Announcing details of the plan earlier today, the Minister for Climate Change Greg Combet, said that by joining a second commitment period Australian businesses have access to international credits under the Clean Development Mechanism.

All countries that are party to the United Nations Framework Convention on Climate Change are working towards a new global agreement that will have legally binding commitments for all major emitters.

This agreement – which will include China, the United States, the European Union, India, Japan, Brazil and South Korea – is to be finalised by 2015 and start in 2020. 

Australia’s preparedness to join a second commitment period of the Kyoto Protocol at the UN climate change negotiations from November 26 to December 7 will be conditional on:

Continued progress in international negotiations towards the new 2015 agreement;

The second commitment period ending in 2020 in line with the start of the new agreement;

Access to the Kyoto market mechanisms, including the Clean Development Mechanism, from  January 1, 2013;

The existing land sector rules continuing, providing opportunities to cut emissions through better land management, including under the Carbon Farming Initiative;

The rules applying to carryover of units from the first commitment period of the Kyoto Protocol being appropriate for Australia.

In Doha, Australia will commit to limiting its greenhouse gas emissions from 2013 to 2020 with a Kyoto target consistent with the bipartisan target of reducing emissions to five per cent below 2000 levels by 2020.

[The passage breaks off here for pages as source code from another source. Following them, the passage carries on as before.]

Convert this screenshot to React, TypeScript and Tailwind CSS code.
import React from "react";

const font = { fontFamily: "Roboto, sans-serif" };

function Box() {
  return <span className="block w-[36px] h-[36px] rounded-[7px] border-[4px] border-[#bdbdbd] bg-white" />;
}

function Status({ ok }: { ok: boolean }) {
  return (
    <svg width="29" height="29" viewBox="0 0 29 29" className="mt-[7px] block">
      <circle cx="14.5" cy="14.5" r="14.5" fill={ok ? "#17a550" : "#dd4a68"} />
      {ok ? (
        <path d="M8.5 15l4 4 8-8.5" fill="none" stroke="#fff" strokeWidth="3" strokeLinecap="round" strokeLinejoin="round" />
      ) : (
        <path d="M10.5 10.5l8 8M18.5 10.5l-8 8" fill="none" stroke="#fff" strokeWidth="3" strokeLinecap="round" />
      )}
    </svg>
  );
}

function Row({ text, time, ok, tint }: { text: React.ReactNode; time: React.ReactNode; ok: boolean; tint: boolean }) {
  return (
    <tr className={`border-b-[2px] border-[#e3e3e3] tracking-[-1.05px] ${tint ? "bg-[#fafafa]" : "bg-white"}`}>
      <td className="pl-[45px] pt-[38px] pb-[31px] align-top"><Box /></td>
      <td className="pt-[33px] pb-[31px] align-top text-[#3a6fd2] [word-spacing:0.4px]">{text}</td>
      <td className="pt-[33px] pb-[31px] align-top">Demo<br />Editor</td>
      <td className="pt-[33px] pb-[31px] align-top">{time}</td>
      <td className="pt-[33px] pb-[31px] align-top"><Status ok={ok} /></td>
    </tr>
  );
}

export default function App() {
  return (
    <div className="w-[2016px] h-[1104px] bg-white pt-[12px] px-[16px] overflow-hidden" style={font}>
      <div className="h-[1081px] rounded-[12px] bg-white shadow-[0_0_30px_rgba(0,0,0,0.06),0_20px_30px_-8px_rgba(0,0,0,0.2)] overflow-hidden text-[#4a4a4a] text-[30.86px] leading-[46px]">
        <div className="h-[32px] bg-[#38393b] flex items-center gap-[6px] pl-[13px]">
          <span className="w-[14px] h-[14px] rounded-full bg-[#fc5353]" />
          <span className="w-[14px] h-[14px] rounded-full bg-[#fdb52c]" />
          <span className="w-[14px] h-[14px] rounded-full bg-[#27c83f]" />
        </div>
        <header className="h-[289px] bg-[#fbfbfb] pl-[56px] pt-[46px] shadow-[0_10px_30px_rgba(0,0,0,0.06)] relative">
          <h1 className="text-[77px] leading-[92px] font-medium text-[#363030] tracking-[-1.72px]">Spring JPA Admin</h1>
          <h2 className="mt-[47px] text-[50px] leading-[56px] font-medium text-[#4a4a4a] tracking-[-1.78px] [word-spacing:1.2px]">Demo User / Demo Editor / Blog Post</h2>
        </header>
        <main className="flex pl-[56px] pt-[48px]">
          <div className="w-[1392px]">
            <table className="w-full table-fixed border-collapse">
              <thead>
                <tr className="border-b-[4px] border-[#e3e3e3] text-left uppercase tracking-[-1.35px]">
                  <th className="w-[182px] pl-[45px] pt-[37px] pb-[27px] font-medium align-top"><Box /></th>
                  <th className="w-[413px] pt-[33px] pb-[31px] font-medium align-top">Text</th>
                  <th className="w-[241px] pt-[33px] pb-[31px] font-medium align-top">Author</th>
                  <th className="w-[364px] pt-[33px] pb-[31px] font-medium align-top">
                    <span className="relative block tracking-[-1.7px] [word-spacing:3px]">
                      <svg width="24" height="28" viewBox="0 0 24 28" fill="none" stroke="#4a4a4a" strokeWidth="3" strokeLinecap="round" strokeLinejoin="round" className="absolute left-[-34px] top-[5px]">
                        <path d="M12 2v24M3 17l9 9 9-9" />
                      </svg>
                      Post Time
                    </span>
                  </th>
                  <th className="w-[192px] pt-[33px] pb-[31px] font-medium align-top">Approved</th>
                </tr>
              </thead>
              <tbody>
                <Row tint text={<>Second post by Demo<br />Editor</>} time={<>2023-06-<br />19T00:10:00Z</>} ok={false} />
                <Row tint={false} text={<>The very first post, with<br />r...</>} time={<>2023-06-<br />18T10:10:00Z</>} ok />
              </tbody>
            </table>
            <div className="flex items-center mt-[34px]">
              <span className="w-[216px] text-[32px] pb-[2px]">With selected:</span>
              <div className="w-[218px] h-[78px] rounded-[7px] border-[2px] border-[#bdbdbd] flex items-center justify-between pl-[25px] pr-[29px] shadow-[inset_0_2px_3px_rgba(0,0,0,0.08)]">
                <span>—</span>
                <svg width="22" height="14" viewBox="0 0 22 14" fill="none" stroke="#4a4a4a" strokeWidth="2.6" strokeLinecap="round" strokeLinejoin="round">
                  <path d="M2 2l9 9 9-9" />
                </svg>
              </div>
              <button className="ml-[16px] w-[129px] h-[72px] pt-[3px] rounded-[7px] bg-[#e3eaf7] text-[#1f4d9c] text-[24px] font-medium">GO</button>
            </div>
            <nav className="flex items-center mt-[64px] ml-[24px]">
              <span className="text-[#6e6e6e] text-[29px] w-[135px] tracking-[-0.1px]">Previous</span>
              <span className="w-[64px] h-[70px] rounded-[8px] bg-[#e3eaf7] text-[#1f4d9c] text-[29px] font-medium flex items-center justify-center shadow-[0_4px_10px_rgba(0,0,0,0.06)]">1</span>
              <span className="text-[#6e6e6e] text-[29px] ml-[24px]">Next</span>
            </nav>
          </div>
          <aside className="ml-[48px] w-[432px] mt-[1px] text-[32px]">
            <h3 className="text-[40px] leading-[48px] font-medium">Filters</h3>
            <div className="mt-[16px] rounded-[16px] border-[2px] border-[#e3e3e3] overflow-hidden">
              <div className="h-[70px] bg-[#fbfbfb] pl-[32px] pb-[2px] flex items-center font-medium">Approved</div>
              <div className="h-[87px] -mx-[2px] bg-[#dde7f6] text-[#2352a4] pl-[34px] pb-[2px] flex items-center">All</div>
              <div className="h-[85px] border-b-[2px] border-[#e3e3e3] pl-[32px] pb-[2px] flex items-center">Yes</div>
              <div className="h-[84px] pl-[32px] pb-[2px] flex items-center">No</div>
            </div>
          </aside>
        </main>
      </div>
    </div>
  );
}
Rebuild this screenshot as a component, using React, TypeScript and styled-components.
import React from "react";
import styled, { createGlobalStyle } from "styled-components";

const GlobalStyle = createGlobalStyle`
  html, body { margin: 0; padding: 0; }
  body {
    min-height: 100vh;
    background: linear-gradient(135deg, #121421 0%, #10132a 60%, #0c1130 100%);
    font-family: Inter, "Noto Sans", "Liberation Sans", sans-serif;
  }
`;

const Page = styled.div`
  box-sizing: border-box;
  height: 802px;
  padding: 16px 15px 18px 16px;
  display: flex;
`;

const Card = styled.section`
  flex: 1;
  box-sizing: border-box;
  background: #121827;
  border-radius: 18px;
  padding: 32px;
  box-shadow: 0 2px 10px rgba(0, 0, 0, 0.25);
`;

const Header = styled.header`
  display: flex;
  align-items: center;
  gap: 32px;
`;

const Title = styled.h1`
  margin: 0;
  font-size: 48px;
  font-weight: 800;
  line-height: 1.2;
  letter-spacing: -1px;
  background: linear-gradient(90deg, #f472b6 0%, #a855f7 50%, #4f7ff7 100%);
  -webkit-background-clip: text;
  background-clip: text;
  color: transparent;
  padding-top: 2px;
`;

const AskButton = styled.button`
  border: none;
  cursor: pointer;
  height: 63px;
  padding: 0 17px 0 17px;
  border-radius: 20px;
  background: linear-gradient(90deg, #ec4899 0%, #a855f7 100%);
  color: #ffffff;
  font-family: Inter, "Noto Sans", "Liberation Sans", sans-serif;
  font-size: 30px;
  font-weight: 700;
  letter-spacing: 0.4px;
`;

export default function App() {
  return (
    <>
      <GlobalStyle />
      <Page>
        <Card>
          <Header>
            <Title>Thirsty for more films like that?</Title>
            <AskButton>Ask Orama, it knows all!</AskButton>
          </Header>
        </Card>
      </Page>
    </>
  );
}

In no way does this rule out the option later of moving up Australia’s 2020 target range of 5 to 15 per cent, or 25 per cent, below 2000 levels if Australia’s target conditions relating to the extent of global action are met.

The intention to join a second commitment period does not constrain the role of the independent Climate Change Authority which will advise the government on a national target and carbon budgets for the emissions trading scheme by early 2014.

"As the world increases the extent of its action on climate change, Australia’s domestic scheme means that we have the ability to match that action," Combet said.

Australia joins 36 other countries in planning to take on a Kyoto target to restrain emissions between 2013 and 2020.

At last year’s UN negotiations in Durban, all countries decided that new global warming potential factors set out in the Fourth Assessment Report of the Intergovernmental Panel on Climate Change would be used to calculate emissions as part of the international accounting framework starting from 2013.

It is up to individual countries as to when these new values are applied domestically.

"Australia will apply the new values to determine liabilities under the carbon pricing mechanism and synthetic greenhouse gas arrangements from 2017-18, giving liable entities notice and time to prepare," Combet said.